There was a car in the driveway, though. He peered through the front door and could see light coming from a room at the back of the shop. He knocked, and in a moment a woman came to the door.
She opened it a few inches. “Can I help you?” she asked. She was sixty or so, Alec guessed. Gray-haired and grandmotherly.
“I know you’re not open yet, but this is important,” he said. “I’m looking for an antique doll for my daughter. I think my wife used to buy them here for her.”
“Annie O’Neill?”
“That’s right.”
She opened the door wide. “You must be Alec.” She smiled. “Come in, dear. I’m Helen.”
He shook the hand she offered.
“I’m so pleased to meet you,” she said. “Annie bought the dolls for her daughter’s birthday, right?”
“That’s right. I’m a little late with it this year.”
“Better late than never.” Helen leaned against a glass counter filled with old jewelry. “Annie was such a good customer. Such a lovely person. She gave me that.” She pointed to a stained glass panel hanging in the front window. The little gray antique shop stood against a background of grass and trees. Yet another creation of Annie’s he had never seen.
“It’s nice,” he said.
“I was so sorry to hear about…everything,” Helen said, as she led him into a small back room, where dolls sat here and there on pieces of antique furniture. One of them—an imp with red hair—caught his eye immediately.
“Oh, that one.” He pointed toward the doll. “Without a doubt.”
“I had a feeling you’d pick her. It’s the first one with red hair I’ve seen, and when I got it in a month or so ago, I thought to myself, wouldn’t Saint Anne have loved this one? Her face is a very high-quality pearly bisque, and she has her original human hair. That all makes her quite expensive, though.” A small white tag was attached to the doll’s arm, and Helen turned it over so Alec could see the price written on it.

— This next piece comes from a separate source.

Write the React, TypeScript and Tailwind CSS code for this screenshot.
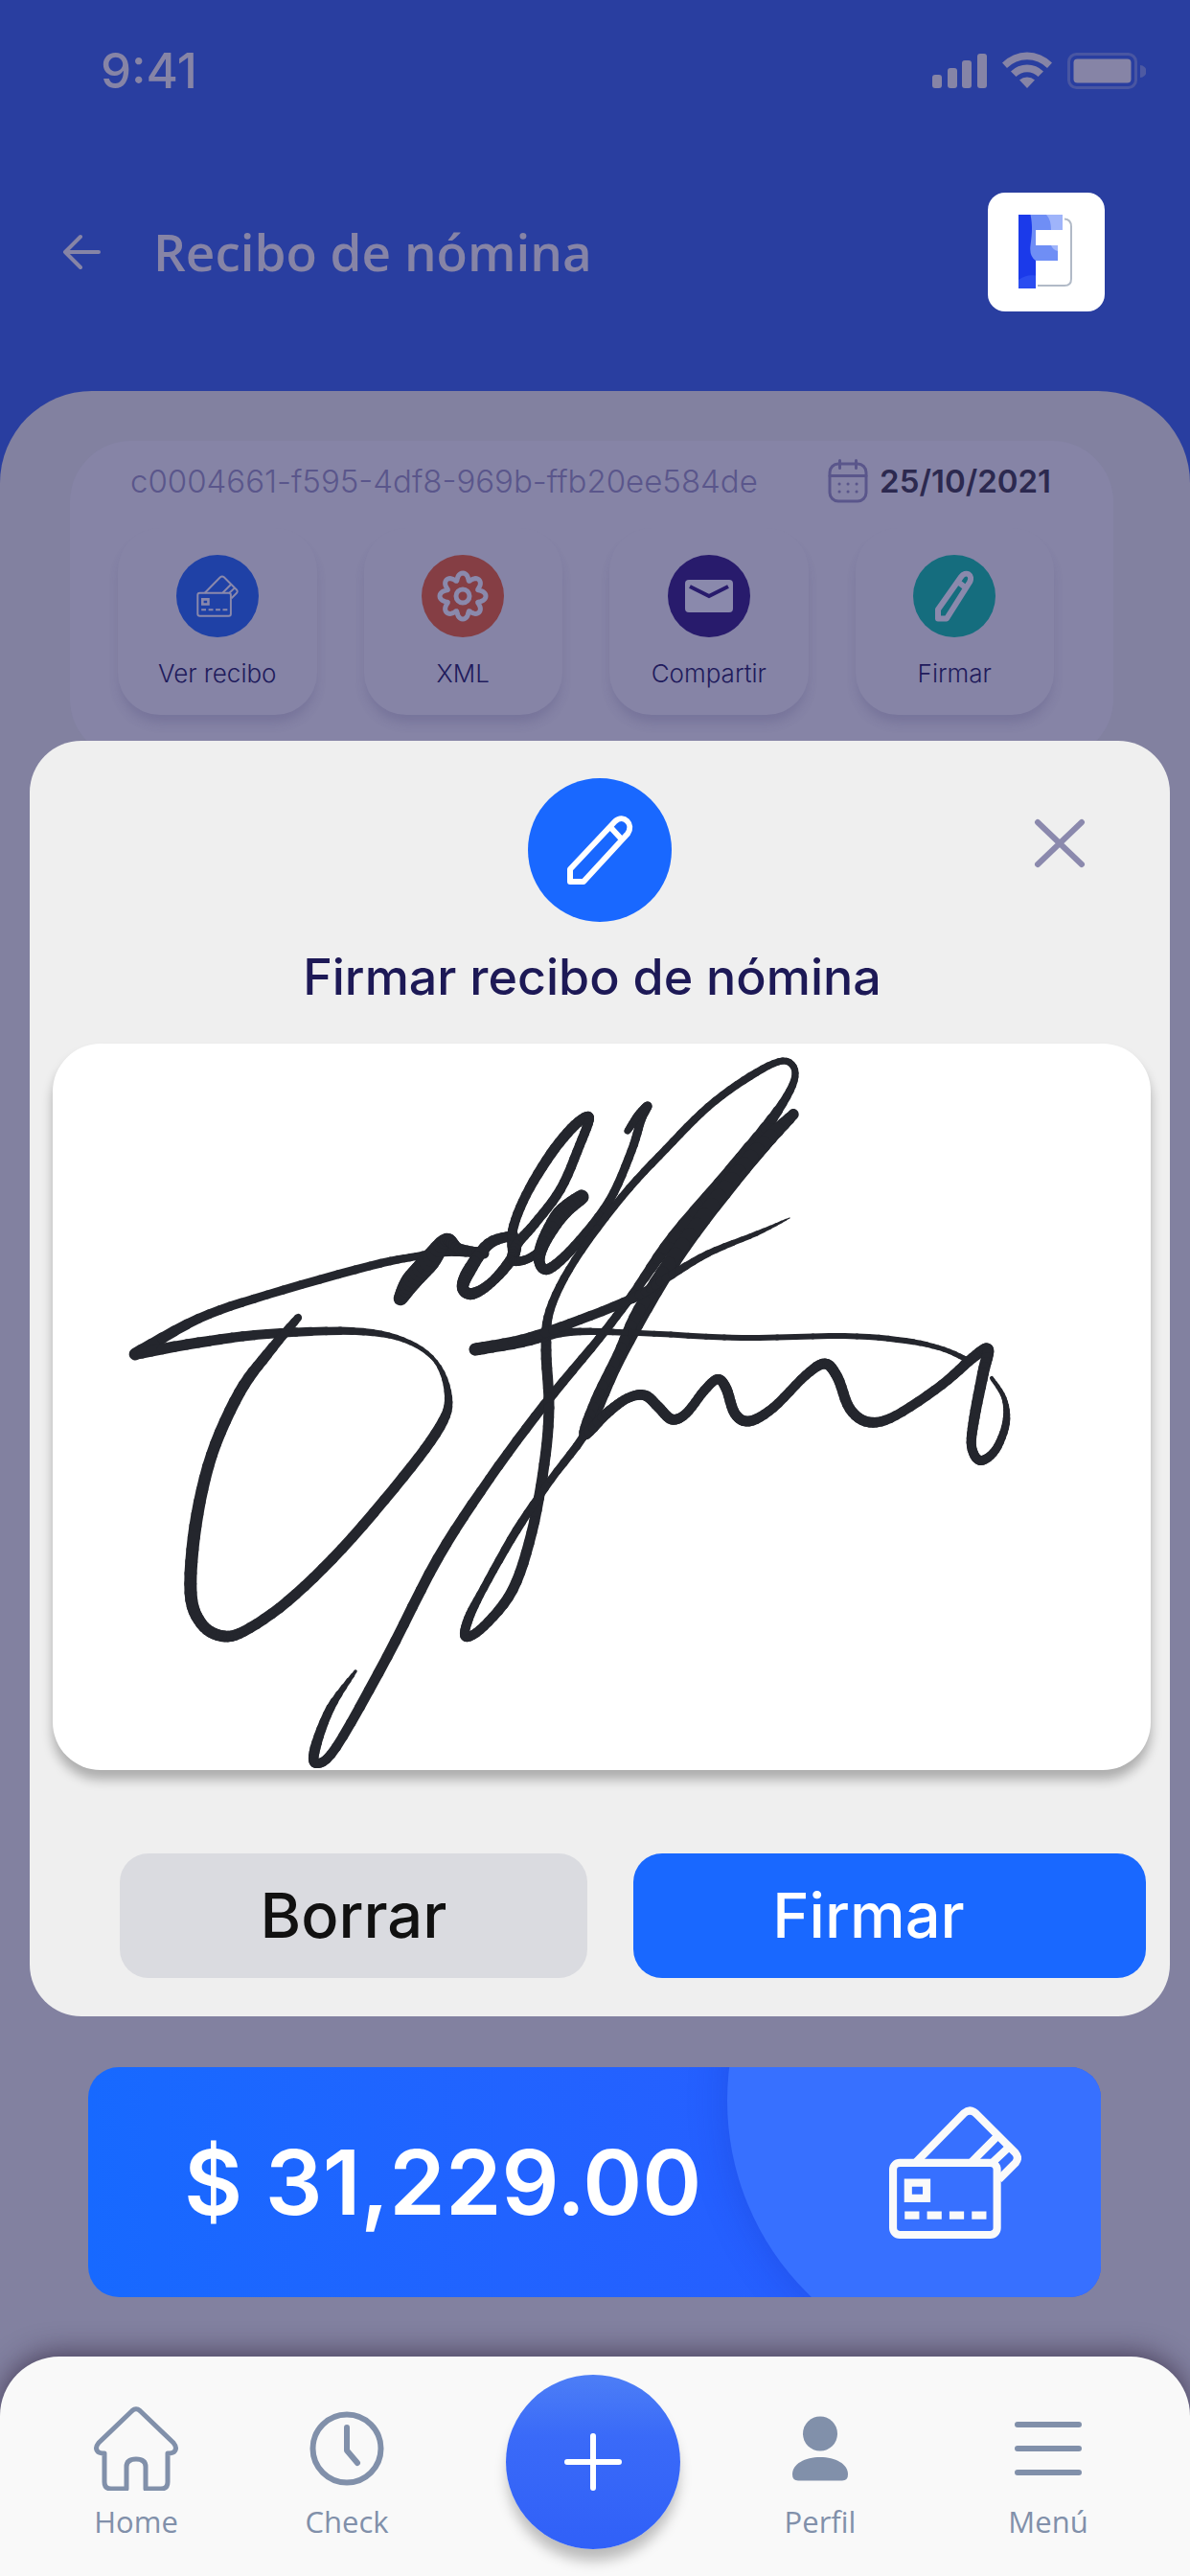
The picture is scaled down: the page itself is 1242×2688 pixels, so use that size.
import { useState } from 'react';
import type { ReactNode } from 'react';

/** One pen sample: x, y and nib width. */
type PenPoint = [number, number, number];

const SIGNATURE: PenPoint[][] = [
  // long bar running into the first name
  [
    [86, 324, 13], [152, 287, 10], [224, 262, 9], [331, 232, 9], [380, 222, 8], [413, 217, 10],
    [445, 218, 11],
  ],
  // big left loop
  [
    [86, 324, 12], [152, 312, 11], [224, 303, 10], [313, 300, 8], [366, 309, 5], [400, 332, 4],
    [413, 369, 8], [404, 400, 11], [366, 452, 11], [302, 527, 11], [245, 582, 11], [200, 613, 11],
    [176, 618, 12], [155, 605, 12], [144, 573, 13], [149, 503, 13], [166, 429, 12],
    [195, 364, 12], [224, 324, 11], [256, 286, 8],
  ],
  // r
  [[363, 266, 14], [374, 248, 21], [393, 227, 22], [411, 205, 14], [424, 214, 11], [450, 219, 11]],
  // o
  [
    [481, 200, 10], [455, 209, 12], [434, 238, 14], [428, 255, 12], [438, 261, 12], [458, 249, 10],
    [480, 223, 12], [484, 205, 11],
  ],
  // d
  [
    [481, 222, 11], [480, 195, 10], [494, 158, 10], [520, 115, 11], [545, 85, 11], [560, 77, 10],
    [550, 106, 10], [530, 152, 10], [503, 188, 10], [484, 210, 11], [480, 226, 10], [495, 225, 9],
    [512, 214, 9],
  ],
  // e and l
  [
    [552, 160, 15], [530, 178, 18], [512, 208, 14], [508, 228, 11], [518, 235, 11], [545, 211, 10],
    [581, 164, 9], [604, 112, 9], [614, 80, 9], [621, 65, 9], [611, 75, 9], [600, 91, 7],
  ],
  // upward sweep, top loop and the long stem
  [
    [316, 655, 3], [290, 693, 9], [274, 735, 11], [275, 751, 10], [296, 734, 10], [349, 640, 11],
    [402, 537, 11], [456, 454, 10], [513, 377, 10], [570, 308, 9], [605, 262, 9], [648, 202, 13],
    [719, 120, 15], [762, 62, 9], [775, 31, 7], [762, 18, 7], [728, 34, 8], [684, 66, 8],
    [640, 110, 8], [594, 160, 8], [545, 226, 8], [519, 278, 9], [515, 320, 11], [518, 380, 11],
    [513, 439, 11], [500, 510, 11], [480, 570, 11], [450, 608, 10], [431, 619, 10], [434, 600, 10],
    [450, 568, 8], [484, 508, 9], [520, 455, 8], [560, 400, 9], [594, 325, 11], [650, 227, 12],
    [712, 144, 12], [773, 73, 10],
  ],
  // doubled back-stroke falling into the wave
  [
    [773, 74, 11], [735, 112, 17], [695, 160, 17], [650, 220, 15], [612, 278, 13], [590, 325, 11],
    [567, 372, 11], [555, 408, 11], [578, 386, 11], [600, 370, 10], [618, 367, 11], [632, 379, 11],
    [646, 392, 11], [661, 386, 10], [680, 362, 10], [694, 350, 10], [703, 360, 11], [712, 386, 11],
    [727, 394, 11], [752, 380, 10], [786, 346, 10], [806, 334, 11], [819, 348, 11], [832, 381, 11],
    [852, 395, 11], [880, 388, 10], [928, 356, 10], [960, 328, 11], [976, 319, 12], [971, 344, 12],
    [962, 390, 11], [959, 420, 10], [968, 435, 10], [984, 424, 9], [995, 396, 8], [993, 370, 5],
    [980, 349, 4],
  ],
  // crossbar
  [
    [958, 332, 6], [930, 319, 5], [890, 310, 6], [826, 305, 6], [719, 307, 6], [612, 302, 6],
    [540, 301, 8], [490, 312, 10], [441, 319, 13], [490, 309, 11], [540, 292, 10], [605, 266, 10],
    [640, 245, 9], [684, 219, 7], [735, 198, 5], [769, 182, 1],
  ],
];

const GEAR_PATH = buildGear();

export default function App() {
  const [signed, setSigned] = useState(true);

  return (
    <div className="flex min-h-screen flex-col bg-[#293ea0] font-[family-name:Inter,sans-serif]">
      <StatusBar />

      <header className="flex items-center justify-between pt-[97px] pr-[89px] pl-[64px]">
        <div className="flex items-center gap-[54px] text-[#8684a6]">
          <button type="button" aria-label="Volver">
            <svg viewBox="0 0 42 38" className="h-[38px] w-[42px]" fill="none" stroke="currentColor" strokeWidth="4" strokeLinecap="round" strokeLinejoin="round">
              <path d="M39 19H4M20 3 4 19l16 16" />
            </svg>
          </button>
          <h1 className="font-[family-name:'Open_Sans',sans-serif] text-[53px] leading-[64px] font-semibold">
            Recibo de nómina
          </h1>
        </div>
        <Logo />
      </header>

      <main className="mt-[83px] flex flex-1 flex-col rounded-t-[96px] bg-[#8281a0] pt-[52px]">
        <ReceiptPanel />
        <SignDialog signed={signed} onClear={() => setSigned(false)} />

        <section className="relative mt-[53px] mr-[93px] ml-[92px] flex h-[240px] items-center justify-between overflow-hidden rounded-[32px] bg-linear-to-r from-[#1769ff] to-[#2b5aff] pr-[83px] pl-[100px]">
          <span className="absolute -top-[248px] -right-[176px] size-[566px] rounded-full bg-[#3770ff] shadow-[0_0_40px_rgba(20,40,160,0.25)]" />
          <p className="relative text-[94px] leading-[120px] font-semibold text-white">$ 31,229.00</p>
          <CardsIcon className="relative -mt-5 h-[138px] w-[138px] text-[#fafafa]" strokeWidth={8} />
        </section>

        <BottomNav />
      </main>
    </div>
  );
}

function StatusBar() {
  return (
    <div className="flex items-center justify-between pt-[44px] pr-[46px] pl-[105px] text-[#8684a6]">
      <span className="text-[51px] leading-[60px] font-medium">9:41</span>
      <svg viewBox="0 0 223 40" className="h-10 w-[223px]" fill="currentColor">
        <rect x="0" y="24" width="10" height="14" rx="3" />
        <rect x="16" y="17" width="10" height="21" rx="3" />
        <rect x="31" y="9" width="10" height="29" rx="3" />
        <rect x="47" y="2" width="10" height="36" rx="3" />
        <path d="M73 11.5a36.5 36.5 0 0 1 52 0l-5 5.5a29.5 29.5 0 0 0-42 0z" />
        <path d="M82 20.500a24 24 0 0 1 34 0l-5.500 5.500a16.500 16.500 0 0 0-23 0z" />
        <path d="M91 29.500a12 12 0 0 1 16 0l-8 8.500z" />
        <rect x="142.500" y="2.500" width="70" height="35" rx="8" fill="none" stroke="currentColor" strokeWidth="3" opacity="0.35" />
        <rect x="147.500" y="7.500" width="60" height="25" rx="4" />
        <path d="M217 14a6.500 6.500 0 0 1 0 13z" opacity="0.4" />
      </svg>
    </div>
  );
}

function Logo() {
  return (
    <div className="flex h-[124px] w-[122px] items-center justify-center rounded-[18px] bg-white">
      <svg viewBox="0 0 58 78" className="h-[78px] w-[58px]">
        <path d="M48 4.500q7 .5 7 8V67q0 7-7 7H20" fill="none" stroke="#b1bac7" strokeWidth="2" />
        <path d="M0 0h18v77H0z" fill="#1b3aea" />
        <path d="M0 77V68q8-6 18-4.500V77z" fill="#2b4df0" />
        <path d="M12.500 0H46v16H18v16h23v16H18q-7-5-5.500-16C14 20 15 12 12.500 0z" fill="#6f8ef5" />
        <path d="M29 0h17v16H34q0-11-5-16z" fill="#9fb4fa" />
        <path d="M34 32h7v6q-5-1-7-6z" fill="#9fb4fa" />
      </svg>
    </div>
  );
}

function ReceiptPanel() {
  return (
    <section className="mr-[80px] ml-[73px] rounded-[64px] bg-[#8684a6] pt-5 pb-[47px]">
      <div className="flex h-11 items-center justify-between pr-[65px] pl-[63px]">
        <span className="text-[33px] leading-10 font-light text-[#5a568b]">
          c0004661-f595-4df8-969b-ffb20ee584de
        </span>
        <div className="flex items-center gap-3">
          <CalendarIcon />
          <time dateTime="2021-10-25" className="text-[33px] leading-10 font-semibold text-[#2c294f]">
            25/10/2021
          </time>
        </div>
      </div>

      <div className="mt-[27px] mr-[62px] ml-[50px] grid grid-cols-4 gap-[49px]">
        <ActionTile label="Ver recibo" color="bg-[#1f41a6]">
          <CardsIcon className="h-[44px] w-[44px]" strokeWidth={6} />
        </ActionTile>
        <ActionTile label="XML" color="bg-[#853e44]">
          <svg viewBox="-27 -27 54 54" className="size-[54px]" fill="none" stroke="currentColor" strokeWidth="5">
            <path d={GEAR_PATH} />
            <circle r="7" />
          </svg>
        </ActionTile>
        <ActionTile label="Compartir" color="bg-[#281b6c]">
          <svg viewBox="0 0 50 34" className="h-[34px] w-[50px]">
            <rect width="50" height="34" rx="4" fill="currentColor" />
            <path d="m5 7 20 10L45 7" fill="none" stroke="#281b6c" strokeWidth="4" />
          </svg>
        </ActionTile>
        <ActionTile label="Firmar" color="bg-[#156d7e]">
          <svg viewBox="0 0 40 54" className="h-[54px] w-[40px]" fill="none" stroke="currentColor" strokeWidth="6" strokeLinejoin="round">
            <path d="M3 50.500V41L27 7c5-7 13-2 9 5.500L12 50.500zM25 13l9 7" />
          </svg>
        </ActionTile>
      </div>
    </section>
  );
}

function ActionTile({ label, color, children }: { label: string; color: string; children: ReactNode }) {
  return (
    <button
      type="button"
      className="flex h-[195px] flex-col items-center rounded-[44px] bg-[#8684a6] pt-7 shadow-[0_10px_12px_-2px_rgba(60,55,110,0.2)]"
    >
      <span className={`flex size-[86px] items-center justify-center rounded-full text-[#8a89ac] ${color}`}>
        {children}
      </span>
      <span className="mt-[22px] text-[26px] leading-8 font-light text-[#1f1b5c]">{label}</span>
    </button>
  );
}

function SignDialog({ signed, onClear }: { signed: boolean; onClear: () => void }) {
  return (
    <section
      role="dialog"
      aria-labelledby="sign-title"
      className="relative -mt-5 mr-[21px] ml-[31px] rounded-[54px] bg-[#efefef] pt-[39px] pb-[40px]"
    >
      <button type="button" aria-label="Cerrar" className="absolute top-[81px] right-[88px] text-[#8b89ad]">
        <svg viewBox="0 0 54 52" className="h-[52px] w-[54px]" fill="none" stroke="currentColor" strokeWidth="6" strokeLinecap="round">
          <path d="m4 4 46 44M50 4 4 48" />
        </svg>
      </button>

      <div className="mx-auto flex size-[150px] items-center justify-center rounded-full bg-[#1968ff] text-white">
        <svg viewBox="0 0 70 74" className="h-[74px] w-[70px]" fill="none" stroke="currentColor" strokeWidth="6" strokeLinejoin="round">
          <path d="M4 70V57L51 7c9-8 20 3 13 13L18 70zM46 13l12 13" />
        </svg>
      </div>
      <h2 id="sign-title" className="mt-[26px] pr-4 text-center text-[52px] leading-[64px] font-medium text-[#1d1956]">
        Firmar recibo de nómina
      </h2>

      <div className="mt-[37px] mr-5 ml-6 overflow-hidden rounded-[50px] bg-white shadow-[0_10px_12px_rgba(0,0,0,0.28)]">
        <svg viewBox="0 0 1146 758" className="block w-full" fill="none" stroke="#24262d" strokeLinecap="round" role="img" aria-label="Firma">
          {signed && SIGNATURE.map((points, i) => <PenStroke key={i} points={points} />)}
        </svg>
      </div>

      <div className="mt-[87px] mr-[25px] ml-[94px] grid grid-cols-[488fr_535fr] gap-12 text-[65px] leading-[80px] font-medium">
        <button type="button" onClick={onClear} className="h-[130px] rounded-[30px] bg-[#dadbe0] text-[#111111]">
          Borrar
        </button>
        <button type="button" className="h-[130px] rounded-[30px] bg-[#1968ff] pr-11 text-white">
          Firmar
        </button>
      </div>
    </section>
  );
}

/** Smooths the samples with Catmull-Rom and eases the nib width between them. */
function PenStroke({ points }: { points: PenPoint[] }) {
  const steps = 6;
  const pieces: { d: string; w: number }[] = [];
  for (let i = 0; i < points.length - 1; i++) {
    const p0 = points[i - 1] ?? points[i];
    const p1 = points[i];
    const p2 = points[i + 1];
    const p3 = points[i + 2] ?? p2;
    const at = (t: number, k: number) =>
      0.5 *
      (2 * p1[k] +
        (p2[k] - p0[k]) * t +
        (2 * p0[k] - 5 * p1[k] + 4 * p2[k] - p3[k]) * t * t +
        (3 * p1[k] - p0[k] - 3 * p2[k] + p3[k]) * t * t * t);
    for (let s = 0; s < steps; s++) {
      const a = s / steps;
      const b = (s + 1) / steps;
      pieces.push({
        d: `M${at(a, 0).toFixed(1)} ${at(a, 1).toFixed(1)}L${at(b, 0).toFixed(1)} ${at(b, 1).toFixed(1)}`,
        w: p1[2] + (p2[2] - p1[2]) * ((a + b) / 2),
      });
    }
  }
  return (
    <g>
      {pieces.map((piece, i) => (
        <path key={i} d={piece.d} strokeWidth={piece.w} />
      ))}
    </g>
  );
}

function BottomNav() {
  return (
    <nav className="mt-[62px] grid h-[229px] flex-1 grid-cols-[220fr_220fr_294fr_180fr_296fr] items-start rounded-t-[62px] bg-[#f9f9f9] pt-[52px] pl-8 shadow-[0_-4px_28px_rgba(40,25,50,0.6)]">
      <NavItem label="Home">
        <svg viewBox="0 0 88 88" className="size-[88px]" fill="none" stroke="currentColor" strokeWidth="5" strokeLinejoin="round">
          <path d="M40 4.500q4-3.500 8 0L83 38q4 5 1.500 8.500-1.500 2.500-7.500 2.500v30q0 7-7 7H54V63q0-8-10-8t-10 8v23H18q-7 0-7-7V49q-6 0-7.500-2.500Q1 43 5 38z" />
        </svg>
      </NavItem>
      <NavItem label="Check">
        <svg viewBox="0 0 78 78" className="size-[78px]" fill="none" stroke="currentColor" strokeWidth="6" strokeLinecap="round" strokeLinejoin="round">
          <circle cx="39" cy="39" r="35.500" />
          <path d="M39 17v24l11 13" />
        </svg>
      </NavItem>
      <button
        type="button"
        aria-label="Agregar"
        className="-mt-[33px] flex size-[182px] items-center justify-center justify-self-center rounded-full bg-linear-to-b from-[#4d7ef6] via-[#3a6af8] via-35% to-[#3060f8] text-white shadow-[0_14px_14px_-2px_rgba(0,0,0,0.25)]"
      >
        <svg viewBox="0 0 60 60" className="size-[60px]" fill="none" stroke="currentColor" strokeWidth="6" strokeLinecap="round">
          <path d="M30 3v54M3 30h54" />
        </svg>
      </button>
      <NavItem label="Perfil">
        <svg viewBox="0 0 60 68" className="h-[68px] w-[60px]" fill="currentColor">
          <circle cx="30" cy="18.500" r="18" />
          <path d="M1 61C1 50 14 43 30 43s29 7 29 18q0 6.500-6 6.500H7q-6 0-6-6.500z" />
        </svg>
      </NavItem>
      <NavItem label="Menú">
        <svg viewBox="0 0 72 58" className="h-[58px] w-[72px]" fill="none" stroke="currentColor" strokeWidth="6" strokeLinecap="round">
          <path d="M4 4h64M4 29h64M4 54h64" />
        </svg>
      </NavItem>
    </nav>
  );
}

function NavItem({ label, children }: { label: string; children: ReactNode }) {
  return (
    <a href="#" className="flex flex-col items-center text-[#8190aa]">
      <span className="flex h-[88px] items-center">{children}</span>
      <span className="mt-3 font-[family-name:'Open_Sans',sans-serif] text-[31px] leading-10">{label}</span>
    </a>
  );
}

function CalendarIcon() {
  return (
    <svg viewBox="0 0 42 46" className="h-[46px] w-[42px] text-[#5a568b]" fill="none" stroke="currentColor" strokeWidth="3" strokeLinecap="round">
      <rect x="2" y="5" width="38" height="39" rx="9" />
      <path d="M2 17.500h38M12.500 1.500v8M29.500 1.500v8" />
      <path d="M12 26h.1M21 26h.1M30 26h.1M12 34h.1M21 34h.1M30 34h.1" strokeWidth="3" />
    </svg>
  );
}

function CardsIcon({ className, strokeWidth }: { className: string; strokeWidth: number }) {
  return (
    <svg viewBox="0 0 136 136" className={className} fill="none" stroke="currentColor" strokeWidth={strokeWidth} strokeLinejoin="round">
      <rect x="4" y="58" width="107" height="74" rx="7" />
      <path d="M27 58 77 7q6-5 12 0l41 41q4 5 0 10l-17 17" />
      <path d="m85 57 26-26M107 57l16-15" />
      <path d="M15.500 74.500h27v24h-27zM23.500 82.500v8h11v-8z" fill="currentColor" fillRule="evenodd" stroke="none" />
      <path d="M16 112h84" strokeDasharray="15 8" />
    </svg>
  );
}

/** Eight-lobed wavy gear outline centred on the origin. */
function buildGear(): string {
  const count = 160;
  const points: string[] = [];
  for (let i = 0; i < count; i++) {
    const t = (i / count) * Math.PI * 2;
    const r = 20.5 + 3.5 * Math.cos(8 * t);
    const a = t + 0.06 * Math.sin(8 * t) - Math.PI / 2;
    points.push(`${(r * Math.cos(a)).toFixed(2)} ${(r * Math.sin(a)).toFixed(2)}`);
  }
  return `M${points.join('L')}Z`;
}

“Wow.” He smiled. “Doesn’t matter.”
Helen picked up the doll and carried it to the front of the store. She stuffed some tissue paper into the bottom of a large box and placed the doll inside. “Annie used to like to wrap them up herself,” she said. “I think she made the paper. But I suppose…would you like me to wrap it for you?”
“Please.”
She cut a length of blue and white striped wrapping paper from a roll and began taping it around the box. “Annie came in here all the time,” she said, cutting off a piece of tape. “She just lit up the store. We still talk about her.” She attached a premade bow to the top of the box and slid it to him across the counter. “Everyone misses her so much.”